The Department of Economics Macroeconomics Seminar Series presents
"Knowledge, Growth and Allocation of Time"
with Benjamin Moll, Assistant Professor of Economics & International Affairs, Princeton University
Wednesday, January 30, 2013
Social Science Plaza B, Room 3218
Moll analyzes a model economy with many agents, each with a different productivity level. Agents divide their time between two activities: producing goods with the production-related knowledge they already have, and interacting with others in search of new, productivity-increasing ideas. These choices jointly determine the economy’s current production level and its rate of learning and real growth. He constructs the balanced growth path for this economy, thereby obtaining a theory of endogenous growth that captures in a tractable way the social nature of knowledge creation. He shows, for example, that a fatter right tail of the initial productivity distribution leads to higher individual search effort and higher long-run growth.

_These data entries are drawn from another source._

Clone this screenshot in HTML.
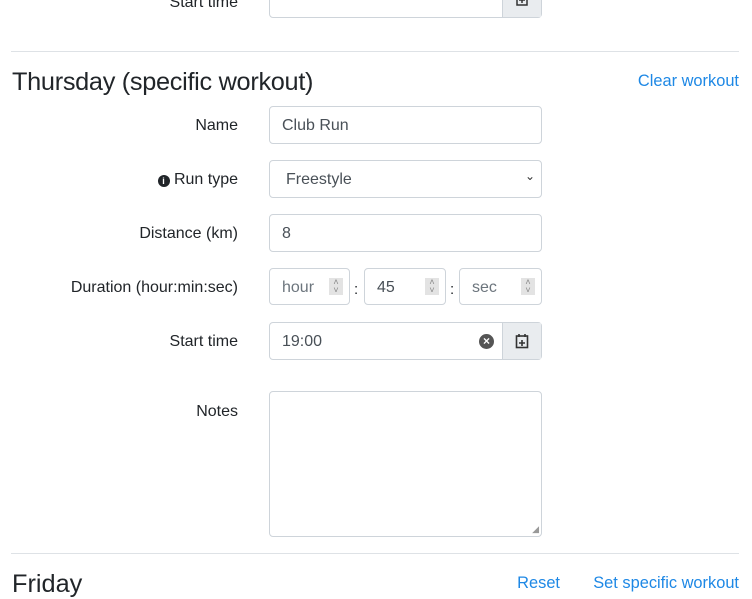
<!DOCTYPE html>
<html><head><style>
*{box-sizing:border-box}
body{margin:0;width:752px;height:598px;overflow:hidden;background:#fff;font-family:"Liberation Sans",sans-serif;color:#212529;position:relative}
.a{position:absolute}
.inp{position:absolute;border:1px solid #ced4da;border-radius:4px;background:#fff;font-size:16px;color:#495057;padding-left:12px;padding-top:2px;display:flex;align-items:center}
.lbl{position:absolute;right:514px;font-size:16px;color:#212529;text-align:right;white-space:nowrap}
.hr{position:absolute;left:11px;width:728px;border-top:1px solid #dee2e6}
.link{position:absolute;right:13px;color:#1e88e5;font-size:16.4px;white-space:nowrap}
.btn{position:absolute;background:#e9ecef;border-left:1px solid #ced4da;top:0;bottom:0;right:0;width:39px;display:flex;align-items:center;justify-content:center}
.spin{position:absolute;right:6px;top:9px;width:14px;height:17px;background:#e3e3e3;font-size:9px;color:#888;text-align:center;line-height:8px}
</style></head><body>
<div class="lbl" style="top:-6px">Start time</div>
<div class="inp" style="left:269px;top:-20px;width:273px;height:38px"><div class="btn"><svg width="14" height="14" viewBox="0 0 14 14"><rect x="2" y="2" width="10" height="11" fill="none" stroke="#333" stroke-width="1.5"/><path d="M7 5v6M4 8h6" stroke="#333" stroke-width="1.5"/></svg></div></div>
<div class="hr" style="top:51px"></div>
<div class="a" style="left:12px;top:68px;font-size:25.3px;letter-spacing:-0.3px">Thursday (specific workout)</div>
<div class="link" style="top:72px">Clear workout</div>

<div class="lbl" style="top:117px">Name</div>
<div class="inp" style="left:269px;top:106px;width:273px;height:38px">Club Run</div>

<div class="lbl" style="top:171px"><span style="display:inline-block;width:12px;height:12px;border-radius:50%;background:#212529;color:#fff;font-size:9px;line-height:12px;text-align:center;font-weight:bold;vertical-align:0px">i</span> Run type</div>
<div class="inp" style="left:269px;top:160px;width:273px;height:38px;padding-left:16px">Freestyle<span style="position:absolute;right:6px;top:8px;font-size:12px;color:#333">&#8964;</span></div>

<div class="lbl" style="top:225px">Distance (km)</div>
<div class="inp" style="left:269px;top:214px;width:273px;height:38px">8</div>

<div class="lbl" style="top:279px">Duration (hour:min:sec)</div>
<div class="inp" style="left:269px;top:268px;width:81px;height:37px;color:#6c757d">hour<div class="spin">&#708;<br>&#709;</div></div>
<div class="a" style="left:354px;top:281px;font-size:15px">:</div>
<div class="inp" style="left:364px;top:268px;width:82px;height:37px;padding-left:12px">45<div class="spin">&#708;<br>&#709;</div></div>
<div class="a" style="left:450px;top:281px;font-size:15px">:</div>
<div class="inp" style="left:459px;top:268px;width:83px;height:37px;color:#6c757d">sec<div class="spin">&#708;<br>&#709;</div></div>

<div class="lbl" style="top:333px">Start time</div>
<div class="inp" style="left:269px;top:322px;width:273px;height:38px">19:00
<span style="position:absolute;left:209px;top:11px;width:15px;height:15px;border-radius:50%;background:#555;color:#fff;font-size:12px;line-height:15px;text-align:center;font-weight:bold">×</span>
<div class="btn"><svg width="14" height="16" viewBox="0 0 14 16"><rect x="1.5" y="3" width="11" height="11.5" fill="none" stroke="#333" stroke-width="1.6"/><path d="M4 1v3M10 1v3M7 7v6M4 10h6" stroke="#333" stroke-width="1.6"/></svg></div></div>

<div class="lbl" style="top:403px">Notes</div>
<div class="inp" style="left:269px;top:391px;width:273px;height:146px"><span style="position:absolute;right:2px;bottom:1px;font-size:9px;color:#999">◢</span></div>

<div class="hr" style="top:553px"></div>
<div class="a" style="left:12px;top:570px;font-size:25.3px">Friday</div>
<div class="link" style="top:574px;right:192px">Reset</div>
<div class="link" style="top:574px">Set specific workout</div>
</body></html>
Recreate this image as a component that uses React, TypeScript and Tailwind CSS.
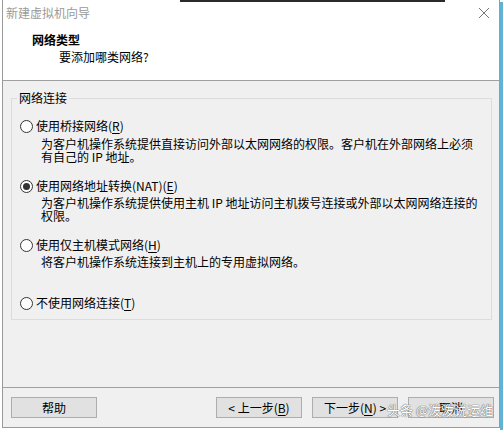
import React from "react";

const font = { fontFamily: '"Noto Sans CJK SC", "Microsoft YaHei", sans-serif' };

function Radio({ checked }: { checked?: boolean }) {
  return (
    <span className="w-[13px] h-[13px] rounded-full border border-[#333] bg-white flex items-center justify-center shrink-0">
      {checked && <span className="w-[7px] h-[7px] rounded-full bg-[#333]" />}
    </span>
  );
}

function U({ c }: { c: string }) {
  return <span className="underline underline-offset-2">{c}</span>;
}

function Btn({ children, w = "w-[86px]" }: { children: React.ReactNode; w?: string }) {
  return (
    <div className={`${w} h-[21px] border border-[#adadad] bg-[#e1e1e1] flex items-center justify-center text-[12px] text-black`}>
      {children}
    </div>
  );
}

export default function App() {
  return (
    <div className="w-[503px] h-[430px] bg-white relative overflow-hidden" style={font}>
      <div className="absolute top-0 left-[180px] w-[265px] h-[2px] bg-[#2a2a2a]" />
      <div className="absolute top-[2px] right-0 w-[3px] h-[428px] bg-[#5fb3d6]" />
      <div className="ml-[2px] mr-[3px] h-[428px] border-l border-r border-b border-[#9a9a9a] flex flex-col">
        {/* title bar */}
        <div className="h-[26px] bg-white flex items-center justify-between pl-[3px] pr-[8px]">
          <span className="text-[12px] text-[#9a9a9a] leading-none">新建虚拟机向导</span>
          <svg width="12" height="12" viewBox="0 0 12 12" className="mr-[1px]">
            <path d="M1 1 L11 11 M11 1 L1 11" stroke="#777" strokeWidth="1" />
          </svg>
        </div>
        {/* header */}
        <div className="h-[55px] bg-white border-b border-[#a0a0a0] pl-[29px] pt-[6px]">
          <div className="text-[12px] font-bold text-black leading-[16px]">网络类型</div>
          <div className="text-[12px] text-black leading-[16px] pl-[27px] mt-[1px]">要添加哪类网络?</div>
        </div>
        {/* body */}
        <div className="flex-1 bg-[#f0f0f0] flex flex-col">
          <div className="flex-1 px-[8px] pt-[10px]">
            <div className="relative border border-[#dcdcdc] h-[222px] w-[481px] mt-[7px]">
              <span className="absolute -top-[9px] left-[5px] bg-[#f0f0f0] px-[2px] text-[12px] leading-[16px] text-black">网络连接</span>
              <div className="pt-[18px] pl-[8px] flex flex-col text-[12px] text-black">
                <div className="flex items-center gap-[3px] h-[18px]">
                  <Radio />
                  <span>使用桥接网络(<U c="R" />)</span>
                </div>
                <div className="pl-[21px] leading-[13px] mt-[2px] w-[465px]">
                  为客户机操作系统提供直接访问外部以太网网络的权限。客户机在外部网络上必须<br />有自己的 IP 地址。
                </div>
                <div className="flex items-center gap-[3px] h-[18px] mt-[14px]">
                  <Radio checked />
                  <span>使用网络地址转换(NAT)(<U c="E" />)</span>
                </div>
                <div className="pl-[21px] leading-[13px] mt-[1px]">
                  为客户机操作系统提供使用主机 IP 地址访问主机拨号连接或外部以太网网络连接的<br />权限。
                </div>
                <div className="flex items-center gap-[3px] h-[18px] mt-[14px]">
                  <Radio />
                  <span>使用仅主机模式网络(<U c="H" />)</span>
                </div>
                <div className="pl-[21px] leading-[13px] mt-[1px]">将客户机操作系统连接到主机上的专用虚拟网络。</div>
                <div className="flex items-center gap-[3px] h-[18px] mt-[26px]">
                  <Radio />
                  <span>不使用网络连接(<U c="T" />)</span>
                </div>
              </div>
            </div>
          </div>
          <div className="border-t border-[#a0a0a0] h-[40px] flex items-center pl-[8px] pr-[5px]">
            <Btn>帮助</Btn>
            <div className="flex-1" />
            <Btn>&lt; 上一步(<U c="B" />)</Btn>
            <div className="w-[10px]" />
            <Btn>下一步(<U c="N" />) &gt;</Btn>
            <div className="w-[10px]" />
            <Btn>取消</Btn>
          </div>
        </div>
      </div>
      <span
        className="absolute left-[387px] top-[402px] text-[13px] leading-[16px] text-white"
        style={{ textShadow: "0 0 1px #555, 0 0 1px #555" }}
      >
        头条 @泼泼说运维
      </span>
    </div>
  );
}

He also studies the allocation chosen by an idealized planner who takes into account and internalizes the external benefits of search, and tax structures that implement an optimal solution. Finally, he provides three examples of alternative learning technologies and show that the properties of equilibrium allocations are quite sensitive to these variations. An increase in “limits to learning”, for example, results in decreased individual search effort particularly for low productivity types, a lower growth rate, higher inequality and decreased social mobility.